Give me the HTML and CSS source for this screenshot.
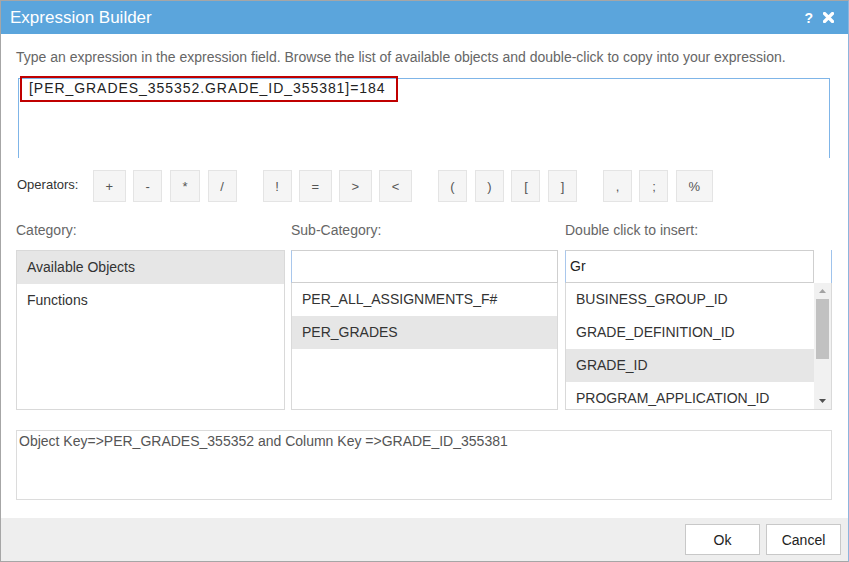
FILE: index.html
```html
<!DOCTYPE html>
<html>
<head>
<meta charset="utf-8">
<link rel="stylesheet" href="styles.css">
</head>
<body>
<div class="dialog">
  <div class="titlebar">
    <span class="title">Expression Builder</span>
    <span class="tools">
      <span class="help">?</span>
      <svg class="close" width="11" height="11" viewBox="0 0 11 11"><path d="M1.5 1.5 L9.5 9.5 M9.5 1.5 L1.5 9.5" stroke="#fff" stroke-width="3.2" stroke-linecap="round"/></svg>
    </span>
  </div>
  <div class="content">
    <p class="hint">Type an expression in the expression field. Browse the list of available objects and double-click to copy into your expression.</p>
    <div class="expr-wrap">
      <div class="expr"><span class="expr-text">[PER_GRADES_355352.GRADE_ID_355381]=184</span></div>
      <div class="mark"></div>
    </div>
    <div class="ops">
      <span class="ops-label">Operators:</span>
      <div class="group">
        <button class="op">+</button><button class="op">-</button><button class="op">*</button><button class="op">/</button>
      </div>
      <div class="group">
        <button class="op">!</button><button class="op">=</button><button class="op">&gt;</button><button class="op">&lt;</button>
      </div>
      <div class="group">
        <button class="op">(</button><button class="op">)</button><button class="op">[</button><button class="op">]</button>
      </div>
      <div class="group">
        <button class="op">,</button><button class="op">;</button><button class="op">%</button>
      </div>
    </div>
    <div class="columns">
      <div class="col">
        <div class="col-label">Category:</div>
        <div class="list">
          <div class="item sel">Available Objects</div>
          <div class="item">Functions</div>
        </div>
      </div>
      <div class="col">
        <div class="col-label">Sub-Category:</div>
        <div class="list">
          <div class="filter"></div>
          <div class="item">PER_ALL_ASSIGNMENTS_F#</div>
          <div class="item sel">PER_GRADES</div>
        </div>
      </div>
      <div class="col col3">
        <div class="col-label">Double click to insert:</div>
        <div class="list3">
          <div class="head3">
            <div class="filter f3">Gr</div>
          </div>
          <div class="body3">
            <div class="items3">
              <div class="item">BUSINESS_GROUP_ID</div>
              <div class="item">GRADE_DEFINITION_ID</div>
              <div class="item sel">GRADE_ID</div>
              <div class="item">PROGRAM_APPLICATION_ID</div>
            </div>
            <div class="scrollbar">
              <svg width="17" height="14" viewBox="0 0 17 14"><path d="M5 9 L8.5 5 L12 9 Z" fill="#a3a3a3"/></svg>
              <div class="thumb"></div>
              <svg class="down" width="17" height="14" viewBox="0 0 17 14"><path d="M5 5 L8.5 9 L12 5 Z" fill="#505050"/></svg>
            </div>
          </div>
        </div>
      </div>
    </div>
    <div class="status">Object Key=&gt;PER_GRADES_355352 and Column Key =&gt;GRADE_ID_355381</div>
  </div>
  <div class="footer">
    <button class="btn">Ok</button>
    <button class="btn">Cancel</button>
  </div>
</div>
</body>
</html>
```

FILE: styles.css
```css
* { box-sizing: border-box; }
html, body { margin: 0; padding: 0; background: #fff; }
body { font-family: "Liberation Sans", Arial, sans-serif; }

.dialog {
  width: 849px;
  height: 562px;
  border: 1px solid #a6a6a6;
  border-right-color: #8db5dd;
  display: flex;
  flex-direction: column;
  overflow: hidden;
}

.titlebar {
  height: 33px;
  flex: none;
  background: #5ba5dc;
  color: #fff;
  display: flex;
  align-items: center;
  justify-content: space-between;
  padding: 0 14px 0 9px;
}
.title { font-size: 17px; }
.tools { display: flex; align-items: center; gap: 10px; }
.help { font-weight: bold; font-size: 14px; }
.close { display: block; }

.content {
  flex: 1;
  padding: 0 16px 0 15px;
  display: flex;
  flex-direction: column;
}
.hint {
  margin: 15px 0 0;
  font-size: 14px;
  line-height: 16px;
  color: #666;
}

.expr-wrap { position: relative; margin: 13px 2px 0; }
.expr {
  height: 80px;
  border: 1px solid #7fb5e8;
  border-bottom: none;
  padding: 0 10px;
}
.expr-text {
  font-size: 14px;
  letter-spacing: 0.95px;
  color: #222;
  line-height: 16px;
}
.mark {
  position: absolute;
  left: 2px;
  top: -2px;
  width: 378px;
  height: 26px;
  border: 2px solid #c00000;
}

.ops {
  display: flex;
  align-items: center;
  margin-top: 12px;
  height: 32px;
}
.ops-label { font-size: 13px; color: #333; width: 77px; padding-left: 1px; padding-bottom: 3px; }
.group { display: flex; gap: 7.5px; margin-right: 26px; }
.op {
  height: 32px;
  min-width: 29px;
  padding: 0 11.5px;
  background: #f5f5f5;
  border: 1px solid #e4e4e4;
  font-family: "Liberation Sans", Arial, sans-serif;
  font-size: 13px;
  color: #555;
  margin: 0;
}

.columns {
  display: grid;
  grid-template-columns: 269px 267px 1fr;
  column-gap: 6px;
  margin-top: 20px;
}
.col3 { margin-left: 1px; }
.col-label {
  font-size: 14px;
  line-height: 16px;
  color: #666;
  margin-bottom: 12px;
}
.list {
  height: 160px;
  border: 1px solid #d9d9d9;
}
.item {
  height: 33px;
  line-height: 33px;
  padding-left: 10px;
  font-size: 14px;
  color: #333;
  white-space: nowrap;
}
.item.sel { background: #e6e6e6; }
.filter {
  height: 33px;
  border: 1px solid #cfcfcf;
  border-left-color: #a9c7ec;
  margin: -1px -1px 0 -1px;
  font-size: 14px;
  line-height: 31px;
  color: #222;
  padding-left: 4px;
}

.list3 { height: 160px; display: flex; flex-direction: column; }
.head3 {
  height: 33px;
  flex: none;
  border-right: 1px solid #9fc3ec;
  padding-right: 17px;
}
.f3 { margin: 0; }
.body3 {
  flex: 1;
  display: flex;
  border: 1px solid #d9d9d9;
  border-top: none;
  overflow: hidden;
}
.items3 { flex: 1; overflow: hidden; }
.scrollbar {
  width: 17px;
  flex: none;
  background: #f1f1f1;
  display: flex;
  flex-direction: column;
  align-items: center;
}
.scrollbar svg { display: block; flex: none; margin-top: 1px; }
.thumb {
  width: 13px;
  height: 60px;
  background: #c1c1c1;
  margin-top: 1px;
}
.scrollbar .down { margin-top: auto; margin-bottom: 1px; }

.status {
  margin-top: 20px;
  height: 70px;
  border: 1px solid #dcdcdc;
  padding: 2px 2px;
  font-size: 14px;
  line-height: 16px;
  color: #555;
}

.footer {
  height: 43px;
  flex: none;
  margin-top: 18px;
  background: #eeeeee;
  display: flex;
  justify-content: flex-end;
  align-items: flex-start;
  gap: 6px;
  padding: 6px 7px 0 0;
}
.btn {
  width: 75px;
  height: 31px;
  background: #fff;
  border: 1px solid #c8c8c8;
  font-family: "Liberation Sans", Arial, sans-serif;
  font-size: 14px;
  color: #222;
  margin: 0;
}
```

● Your objective:
Skip the pictures, then retype every line above exactly.

● The answer:
Give me the HTML and CSS source for this screenshot.
FILE: index.html
```html
<!DOCTYPE html>
<html>
<head>
<meta charset="utf-8">
<link rel="stylesheet" href="styles.css">
</head>
<body>
<div class="dialog">
  <div class="titlebar">
    <span class="title">Expression Builder</span>
    <span class="tools">
      <span class="help">?</span>
      <svg class="close" width="11" height="11" viewBox="0 0 11 11"><path d="M1.5 1.5 L9.5 9.5 M9.5 1.5 L1.5 9.5" stroke="#fff" stroke-width="3.2" stroke-linecap="round"/></svg>
    </span>
  </div>
  <div class="content">
    <p class="hint">Type an expression in the expression field. Browse the list of available objects and double-click to copy into your expression.</p>
    <div class="expr-wrap">
      <div class="expr"><span class="expr-text">[PER_GRADES_355352.GRADE_ID_355381]=184</span></div>
      <div class="mark"></div>
    </div>
    <div class="ops">
      <span class="ops-label">Operators:</span>
      <div class="group">
        <button class="op">+</button><button class="op">-</button><button class="op">*</button><button class="op">/</button>
      </div>
      <div class="group">
        <button class="op">!</button><button class="op">=</button><button class="op">&gt;</button><button class="op">&lt;</button>
      </div>
      <div class="group">
        <button class="op">(</button><button class="op">)</button><button class="op">[</button><button class="op">]</button>
      </div>
      <div class="group">
        <button class="op">,</button><button class="op">;</button><button class="op">%</button>
      </div>
    </div>
    <div class="columns">
      <div class="col">
        <div class="col-label">Category:</div>
        <div class="list">
          <div class="item sel">Available Objects</div>
          <div class="item">Functions</div>
        </div>
      </div>
      <div class="col">
        <div class="col-label">Sub-Category:</div>
        <div class="list">
          <div class="filter"></div>
          <div class="item">PER_ALL_ASSIGNMENTS_F#</div>
          <div class="item sel">PER_GRADES</div>
        </div>
      </div>
      <div class="col col3">
        <div class="col-label">Double click to insert:</div>
        <div class="list3">
          <div class="head3">
            <div class="filter f3">Gr</div>
          </div>
          <div class="body3">
            <div class="items3">
              <div class="item">BUSINESS_GROUP_ID</div>
              <div class="item">GRADE_DEFINITION_ID</div>
              <div class="item sel">GRADE_ID</div>
              <div class="item">PROGRAM_APPLICATION_ID</div>
            </div>
            <div class="scrollbar">
              <svg width="17" height="14" viewBox="0 0 17 14"><path d="M5 9 L8.5 5 L12 9 Z" fill="#a3a3a3"/></svg>
              <div class="thumb"></div>
              <svg class="down" width="17" height="14" viewBox="0 0 17 14"><path d="M5 5 L8.5 9 L12 5 Z" fill="#505050"/></svg>
            </div>
          </div>
        </div>
      </div>
    </div>
    <div class="status">Object Key=&gt;PER_GRADES_355352 and Column Key =&gt;GRADE_ID_355381</div>
  </div>
  <div class="footer">
    <button class="btn">Ok</button>
    <button class="btn">Cancel</button>
  </div>
</div>
</body>
</html>
```

FILE: styles.css
```css
* { box-sizing: border-box; }
html, body { margin: 0; padding: 0; background: #fff; }
body { font-family: "Liberation Sans", Arial, sans-serif; }

.dialog {
  width: 849px;
  height: 562px;
  border: 1px solid #a6a6a6;
  border-right-color: #8db5dd;
  display: flex;
  flex-direction: column;
  overflow: hidden;
}

.titlebar {
  height: 33px;
  flex: none;
  background: #5ba5dc;
  color: #fff;
  display: flex;
  align-items: center;
  justify-content: space-between;
  padding: 0 14px 0 9px;
}
.title { font-size: 17px; }
.tools { display: flex; align-items: center; gap: 10px; }
.help { font-weight: bold; font-size: 14px; }
.close { display: block; }

.content {
  flex: 1;
  padding: 0 16px 0 15px;
  display: flex;
  flex-direction: column;
}
.hint {
  margin: 15px 0 0;
  font-size: 14px;
  line-height: 16px;
  color: #666;
}

.expr-wrap { position: relative; margin: 13px 2px 0; }
.expr {
  height: 80px;
  border: 1px solid #7fb5e8;
  border-bottom: none;
  padding: 0 10px;
}
.expr-text {
  font-size: 14px;
  letter-spacing: 0.95px;
  color: #222;
  line-height: 16px;
}
.mark {
  position: absolute;
  left: 2px;
  top: -2px;
  width: 378px;
  height: 26px;
  border: 2px solid #c00000;
}

.ops {
  display: flex;
  align-items: center;
  margin-top: 12px;
  height: 32px;
}
.ops-label { font-size: 13px; color: #333; width: 77px; padding-left: 1px; padding-bottom: 3px; }
.group { display: flex; gap: 7.5px; margin-right: 26px; }
.op {
  height: 32px;
  min-width: 29px;
  padding: 0 11.5px;
  background: #f5f5f5;
  border: 1px solid #e4e4e4;
  font-family: "Liberation Sans", Arial, sans-serif;
  font-size: 13px;
  color: #555;
  margin: 0;
}

.columns {
  display: grid;
  grid-template-columns: 269px 267px 1fr;
  column-gap: 6px;
  margin-top: 20px;
}
.col3 { margin-left: 1px; }
.col-label {
  font-size: 14px;
  line-height: 16px;
  color: #666;
  margin-bottom: 12px;
}
.list {
  height: 160px;
  border: 1px solid #d9d9d9;
}
.item {
  height: 33px;
  line-height: 33px;
  padding-left: 10px;
  font-size: 14px;
  color: #333;
  white-space: nowrap;
}
.item.sel { background: #e6e6e6; }
.filter {
  height: 33px;
  border: 1px solid #cfcfcf;
  border-left-color: #a9c7ec;
  margin: -1px -1px 0 -1px;
  font-size: 14px;
  line-height: 31px;
  color: #222;
  padding-left: 4px;
}

.list3 { height: 160px; display: flex; flex-direction: column; }
.head3 {
  height: 33px;
  flex: none;
  border-right: 1px solid #9fc3ec;
  padding-right: 17px;
}
.f3 { margin: 0; }
.body3 {
  flex: 1;
  display: flex;
  border: 1px solid #d9d9d9;
  border-top: none;
  overflow: hidden;
}
.items3 { flex: 1; overflow: hidden; }
.scrollbar {
  width: 17px;
  flex: none;
  background: #f1f1f1;
  display: flex;
  flex-direction: column;
  align-items: center;
}
.scrollbar svg { display: block; flex: none; margin-top: 1px; }
.thumb {
  width: 13px;
  height: 60px;
  background: #c1c1c1;
  margin-top: 1px;
}
.scrollbar .down { margin-top: auto; margin-bottom: 1px; }

.status {
  margin-top: 20px;
  height: 70px;
  border: 1px solid #dcdcdc;
  padding: 2px 2px;
  font-size: 14px;
  line-height: 16px;
  color: #555;
}

.footer {
  height: 43px;
  flex: none;
  margin-top: 18px;
  background: #eeeeee;
  display: flex;
  justify-content: flex-end;
  align-items: flex-start;
  gap: 6px;
  padding: 6px 7px 0 0;
}
.btn {
  width: 75px;
  height: 31px;
  background: #fff;
  border: 1px solid #c8c8c8;
  font-family: "Liberation Sans", Arial, sans-serif;
  font-size: 14px;
  color: #222;
  margin: 0;
}
```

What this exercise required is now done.